## DATA SHOWN
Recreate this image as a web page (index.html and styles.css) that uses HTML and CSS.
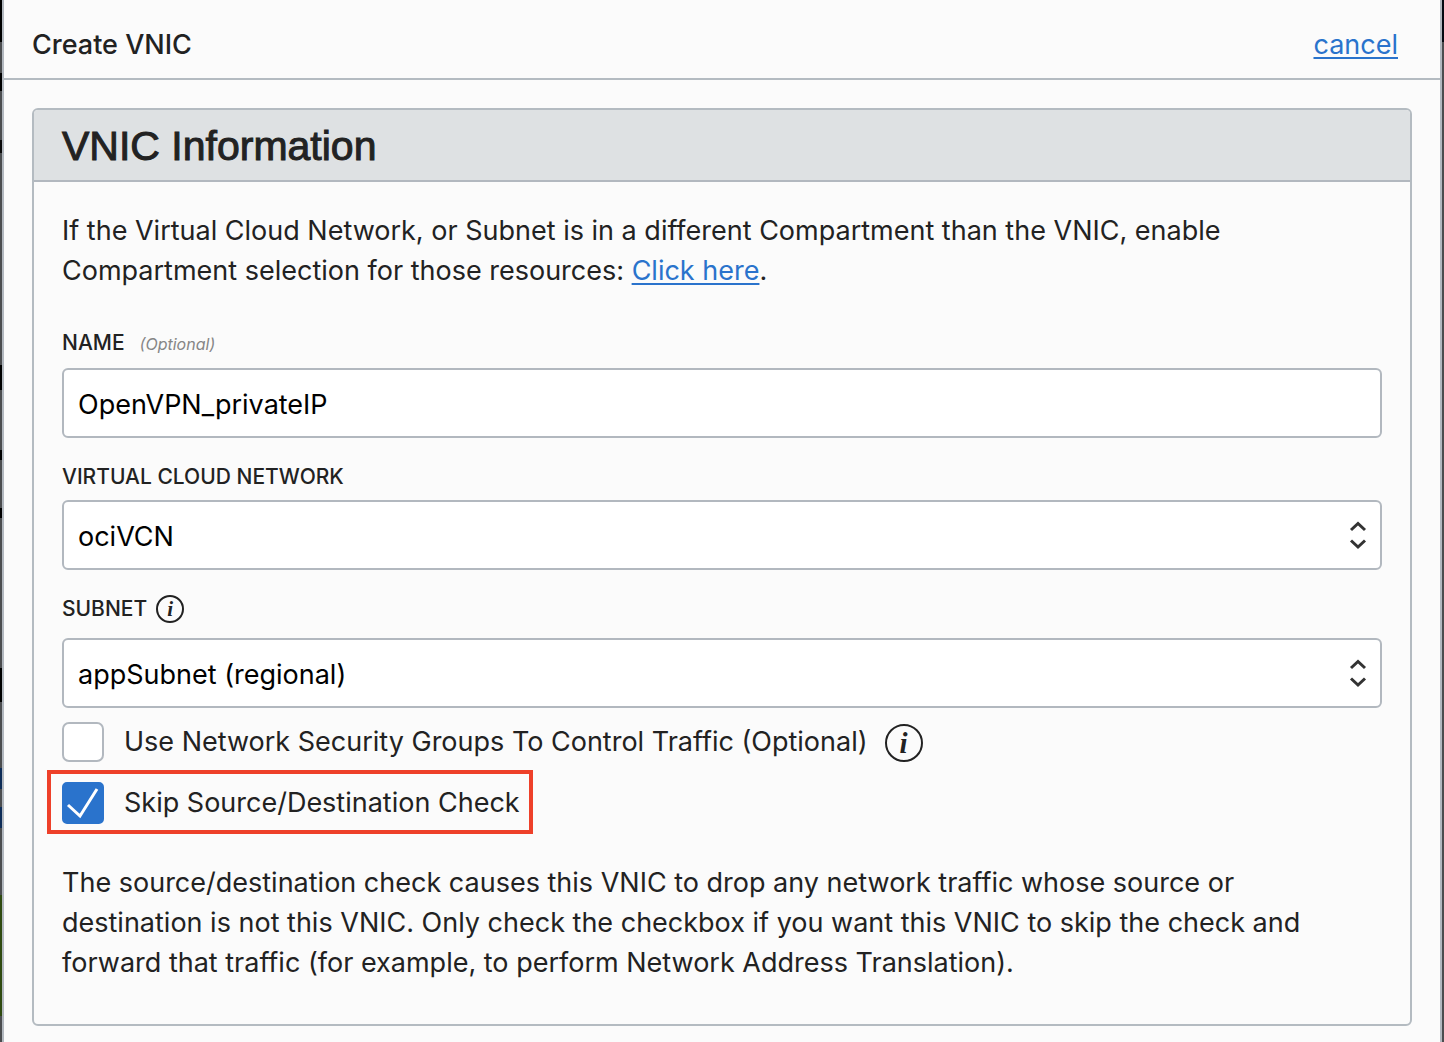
FILE: index.html
```html
<!DOCTYPE html>
<html lang="en">
<head>
<meta charset="utf-8">
<meta name="viewport" content="width=device-width, initial-scale=1">
<title>Create VNIC</title>
<link rel="stylesheet" href="styles.css">
</head>
<body>
<main class="sheet">
  <header class="sheet-header">
    <h1 class="sheet-title">Create VNIC</h1>
    <a class="link" href="#">cancel</a>
  </header>
  <form class="sheet-body">
    <section class="panel">
      <h2 class="panel-title">VNIC Information</h2>
      <div class="panel-body">
        <p class="text">If the Virtual Cloud Network, or Subnet is in a different Compartment than the VNIC, enable<br>Compartment selection for those resources: <a class="link" href="#">Click here</a>.</p>

        <div class="field field-first">
          <div class="label-row">
            <label class="label" for="name">NAME</label>
            <span class="hint">(Optional)</span>
          </div>
          <input class="control" id="name" type="text" value="OpenVPN_privateIP">
        </div>

        <div class="field">
          <div class="label-row">
            <label class="label" for="vcn">VIRTUAL CLOUD NETWORK</label>
          </div>
          <div class="select">
            <select class="control" id="vcn"><option>ociVCN</option></select>
            <svg class="arrows" viewBox="0 0 18 30" aria-hidden="true"><path d="M2 10 9 3.500l7 6.500M2 20.500l7 6.500 7-6.500"/></svg>
          </div>
        </div>

        <div class="field">
          <div class="label-row label-row-tall">
            <label class="label" for="subnet">SUBNET</label>
            <button class="info" type="button" aria-label="About subnet">i</button>
          </div>
          <div class="select">
            <select class="control" id="subnet"><option>appSubnet (regional)</option></select>
            <svg class="arrows" viewBox="0 0 18 30" aria-hidden="true"><path d="M2 10 9 3.500l7 6.500M2 20.500l7 6.500 7-6.500"/></svg>
          </div>
        </div>

        <div class="checks">
          <div class="check-row">
            <input class="box" type="checkbox" id="nsg">
            <label class="check-label" for="nsg">Use Network Security Groups To Control Traffic (Optional)</label>
            <button class="info info-large" type="button" aria-label="About network security groups">i</button>
          </div>
          <div class="check-row highlight">
            <span class="tick-wrap">
              <input class="box" type="checkbox" id="skip" checked>
              <svg class="tick" viewBox="0 0 42 42" aria-hidden="true"><path d="M6 23 18 34 35 7"/></svg>
            </span>
            <label class="check-label" for="skip">Skip Source/Destination Check</label>
          </div>
        </div>

        <p class="text">The source/destination check causes this VNIC to drop any network traffic whose source or<br>destination is not this VNIC. Only check the checkbox if you want this VNIC to skip the check and<br>forward that traffic (for example, to perform Network Address Translation).</p>
      </div>
    </section>
  </form>
</main>
</body>
</html>
```
FILE: styles.css
```css
* {
  box-sizing: border-box;
}

body {
  margin: 0;
  padding: 0 2px;
  color: #222;
  font-family: Inter, "Liberation Sans", sans-serif;
  font-size: 27px;
  line-height: 40px;
  /* the dimmed console that shows at both sides of the sheet */
  background:
    linear-gradient(#000 42px, #4b4d4f 42px 73px, #000 73px 91px, #4b4d4f 91px 140px, #0a0a0a 140px 153px, #4b4d4f 153px 365px, #000 365px 390px, #4b4d4f 390px 450px, #000 450px 460px, #4b4d4f 460px 508px, #000 508px 518px, #4b4d4f 518px 668px, #000 668px 702px, #4b4d4f 702px 768px, #0d2c57 768px 789px, #4b4d4f 789px 807px, #0d2c57 807px 828px, #4b4d4f 828px 895px, #2f4a10 895px 1016px, #4b4d4f 1016px) left / 2px 100% no-repeat,
    linear-gradient(#050a12 42px, #4b4d4f 42px) #4b4d4f;
}

.sheet {
  min-height: 100vh;
  border: solid #b2b8bf;
  border-width: 0 2px;
  background: #fbfbfb;
}

.sheet-header {
  display: flex;
  align-items: center;
  justify-content: space-between;
  padding: 25px 42px 13px 28px;
  border-bottom: 2px solid #b4bbc1;
}

.sheet-title {
  margin: 0;
  font-size: 27px;
  font-weight: 500;
}

.link {
  color: #2a73cc;
  text-decoration-thickness: 2px;
  text-underline-offset: 3px;
}

.sheet-body {
  padding: 28px 28px 16px;
}

.panel {
  overflow: hidden;
  border: 2px solid #b4bbc1;
  border-radius: 6px;
}

.panel-title {
  margin: 0;
  padding: 12px 28px 10px;
  border-bottom: 2px solid #b2b8bf;
  background: #dee1e3;
  font-family: "Liberation Sans", sans-serif;
  font-size: 41px;
  font-weight: 400;
  line-height: 48px;
  -webkit-text-stroke: 1px #222;
}

.panel-body {
  padding: 29px 28px 41px;
}

.text {
  margin: 0;
}

.field {
  margin-top: 25px;
}

.field-first {
  margin-top: 38px;
}

.label-row {
  display: flex;
  align-items: center;
  height: 28px;
  margin-bottom: 9px;
}

.field-first .label-row {
  margin-bottom: 11px;
}

.label-row-tall {
  margin-bottom: 15px;
}

.label {
  font-size: 21px;
  font-weight: 500;
}

.hint {
  margin-left: 15px;
  padding-top: 2px;
  color: #868686;
  font-size: 16px;
  font-style: italic;
}

.control {
  display: block;
  width: 100%;
  height: 70px;
  padding: 2px 14px 0;
  border: 2px solid #b2b8bf;
  border-radius: 6px;
  background: #fff;
  color: #000;
  font: inherit;
  appearance: none;
}

.select {
  position: relative;
}

.select .control {
  padding-top: 4px;
}

.arrows {
  position: absolute;
  top: 20px;
  right: 15px;
  width: 18px;
  height: 30px;
  fill: none;
  stroke: #333;
  stroke-width: 3;
  pointer-events: none;
}

.info {
  flex: none;
  width: 28px;
  height: 28px;
  margin-left: 9px;
  padding: 0;
  border: 2px solid #222;
  border-radius: 50%;
  background: none;
  color: #222;
  font: italic bold 21px/22px "Liberation Serif", serif;
}

.info-large {
  width: 38px;
  height: 38px;
  margin: 2px 0 0 17px;
  font-size: 29px;
  line-height: 32px;
}

.checks {
  display: flex;
  flex-direction: column;
  align-items: flex-start;
  gap: 20px;
  margin: 14px 0 39px;
}

.check-row {
  position: relative;
  display: flex;
  align-items: center;
  height: 40px;
}

.highlight {
  height: 42px;
}

.highlight::after {
  content: "";
  position: absolute;
  inset: -12px -13px -10px -15px;
  border: 4px solid #ee4029;
  pointer-events: none;
}

.box {
  display: block;
  flex: none;
  width: 42px;
  height: 40px;
  margin: 0;
  border: 2px solid #b2b8bf;
  border-radius: 7px;
  background: #fff;
  appearance: none;
}

.box:checked {
  height: 42px;
  border-color: #2a73cc;
  border-radius: 5px;
  background: #2a73cc;
}

.tick-wrap {
  position: relative;
}

.tick {
  position: absolute;
  inset: 0;
  fill: none;
  stroke: #fff;
  stroke-width: 3;
  pointer-events: none;
}

.check-label {
  margin-left: 20px;
  white-space: nowrap;
}
```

## INSTRUCTIONS FOR THE TASK
Only lines that contain the word "styles" are wanted; copy each of them.

## TASK OUTPUT
Recreate this image as a web page (index.html and styles.css) that uses HTML and CSS.
<link rel="stylesheet" href="styles.css">
FILE: styles.css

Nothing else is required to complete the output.